(SOURCE EXCERPT):
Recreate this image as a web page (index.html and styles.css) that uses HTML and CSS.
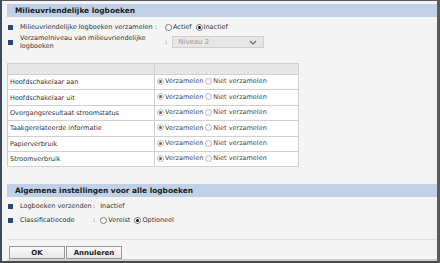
FILE: index.html
```html
<!DOCTYPE html>
<html lang="nl">
<head>
  <meta charset="UTF-8" />
  <title>Milieuvriendelijke logboeken</title>
  <link rel="stylesheet" href="styles.css">
</head>
<body>
  <div class="frame">
    <section class="panel">
      <h2 class="bar">Milieuvriendelijke logboeken</h2>

      <div class="fields wide">
        <span class="bullet"></span>
        <span class="label">Milieuvriendelijke logboeken verzamelen :</span>
        <span class="value">
          <label class="opt"><input type="radio" name="collect"> Actief</label>
          <label class="opt"><input type="radio" name="collect" checked> Inactief</label>
        </span>

        <span class="bullet"></span>
        <span class="label">Verzamelniveau van milieuvriendelijke logboeken</span>
        <span class="value">
          <span class="colon">:</span>
          <span class="select">Niveau 2
            <svg class="chev" width="8" height="5" viewBox="0 0 8 5"><path d="M1 1l3 3 3-3" fill="none" stroke="#666" stroke-width="1.1"/></svg>
          </span>
        </span>
      </div>

      <table class="logs">
        <thead>
          <tr><th></th><th></th></tr>
        </thead>
        <tbody>
          <tr><td>Hoofdschakelaar aan</td><td><label class="opt"><input type="radio" name="r1" checked disabled> Verzamelen</label> <label class="opt"><input type="radio" name="r1" disabled> Niet verzamelen</label></td></tr>
          <tr><td>Hoofdschakelaar uit</td><td><label class="opt"><input type="radio" name="r2" checked disabled> Verzamelen</label> <label class="opt"><input type="radio" name="r2" disabled> Niet verzamelen</label></td></tr>
          <tr><td>Overgangsresultaat stroomstatus</td><td><label class="opt"><input type="radio" name="r3" checked disabled> Verzamelen</label> <label class="opt"><input type="radio" name="r3" disabled> Niet verzamelen</label></td></tr>
          <tr><td>Taakgerelateerde informatie</td><td><label class="opt"><input type="radio" name="r4" checked disabled> Verzamelen</label> <label class="opt"><input type="radio" name="r4" disabled> Niet verzamelen</label></td></tr>
          <tr><td>Papierverbruik</td><td><label class="opt"><input type="radio" name="r5" checked disabled> Verzamelen</label> <label class="opt"><input type="radio" name="r5" disabled> Niet verzamelen</label></td></tr>
          <tr><td>Stroomverbruik</td><td><label class="opt"><input type="radio" name="r6" checked disabled> Verzamelen</label> <label class="opt"><input type="radio" name="r6" disabled> Niet verzamelen</label></td></tr>
        </tbody>
      </table>
    </section>

    <section class="panel general">
      <h2 class="bar">Algemene instellingen voor alle logboeken</h2>

      <div class="fields narrow">
        <span class="bullet"></span>
        <span class="label">Logboeken verzenden</span>
        <span class="value"><span class="colon">:</span> Inactief</span>

        <span class="bullet"></span>
        <span class="label">Classificatiecode</span>
        <span class="value">
          <span class="colon">:</span>
          <label class="opt"><input type="radio" name="class"> Vereist</label>
          <label class="opt"><input type="radio" name="class" checked> Optioneel</label>
        </span>
      </div>
    </section>

    <div class="actions">
      <button class="btn">OK</button>
      <button class="btn">Annuleren</button>
    </div>
  </div>
</body>
</html>
```

FILE: styles.css
```css
html, body {
  margin: 0;
  height: 100%;
}

body {
  font-family: "DejaVu Sans", Verdana, sans-serif;
  font-size: 6.5px;
  color: #333;
  background: #f4f4f4;
}

.frame {
  box-sizing: border-box;
  height: 263px;
  border-top: 1px solid #5a5a5a;
  border-left: 2px solid #3b4a5e;
  border-right: 3px solid #5a5a5a;
  border-bottom: 2px solid #4a4a4a;
  padding: 3px 0 0 5px;
  display: flex;
  flex-direction: column;
  background: #f4f4f4;
}

.bar {
  margin: 0;
  height: 13px;
  line-height: 13px;
  padding-left: 8px;
  background: #bfd0e7;
  font-size: 7.4px;
  font-weight: bold;
  color: #1a1a1a;
}

/* label rows */
.fields {
  display: grid;
  align-items: center;
  padding-left: 1px;
}

.fields.wide {
  grid-template-columns: 12px 145px auto;
  row-gap: 3px;
  padding-top: 6px;
}

.fields.narrow {
  grid-template-columns: 12px 73px auto;
  row-gap: 6px;
  padding-top: 5px;
}

.bullet {
  width: 5px;
  height: 5px;
  background: #2b4776;
  align-self: center;
}

.label {
  line-height: 8px;
}

.value {
  display: flex;
  align-items: center;
  gap: 4px;
}

.colon {
  margin-right: 1px;
}

.opt {
  display: inline-flex;
  align-items: center;
  gap: 1px;
}

input[type="radio"] {
  appearance: none;
  margin: 0;
  width: 7px;
  height: 7px;
  border: 1px solid #777;
  border-radius: 50%;
  background: #fff;
  box-sizing: border-box;
  position: relative;
}

input[type="radio"]:checked::after {
  content: "";
  position: absolute;
  left: 1px;
  top: 1px;
  width: 3px;
  height: 3px;
  border-radius: 50%;
  background: #111;
}

input[type="radio"]:disabled {
  border-color: #bbb;
  background: #f8f8f8;
}

input[type="radio"]:disabled:checked::after {
  background: #666;
}

.select {
  box-sizing: border-box;
  width: 92px;
  height: 12px;
  padding: 0 6px 0 5px;
  display: flex;
  align-items: center;
  justify-content: space-between;
  background: #e6e6e6;
  border: 1px solid #cfcfcf;
  color: #999;
  font-size: 7px;
}

/* table */
.logs {
  margin-top: 13px;
  border-collapse: collapse;
  background: #fff;
  width: 292px;
}

.logs th,
.logs td {
  border: 1px solid #d0d0d0;
  padding: 0 2px;
  text-align: left;
}

.logs th {
  background: #e6e6e6;
  height: 10px;
}

.logs td {
  height: 14.4px;
}

.logs td:first-child {
  width: 142px;
}

.logs td .opt {
  color: #444;
}

.general {
  margin-top: 17px;
}

.actions {
  margin-top: auto;
  border-top: 1px solid #e0e0e0;
  padding: 6px 0 0 2px;
  display: flex;
  border-bottom: 2px solid #cfcfcf;
}

.btn {
  font-family: inherit;
  font-size: 7px;
  font-weight: bold;
  color: #222;
  background: linear-gradient(#fafafa, #e8e8e8);
  border: 1px solid #999;
  height: 13px;
  padding: 0;
  margin: 0 1px 0 0;
  width: 56px;
}
```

(DIRECTION):
Return a copy of every line that includes the word "styles".

(RESULT OF THE TASK):
Recreate this image as a web page (index.html and styles.css) that uses HTML and CSS.
  <link rel="stylesheet" href="styles.css">
FILE: styles.css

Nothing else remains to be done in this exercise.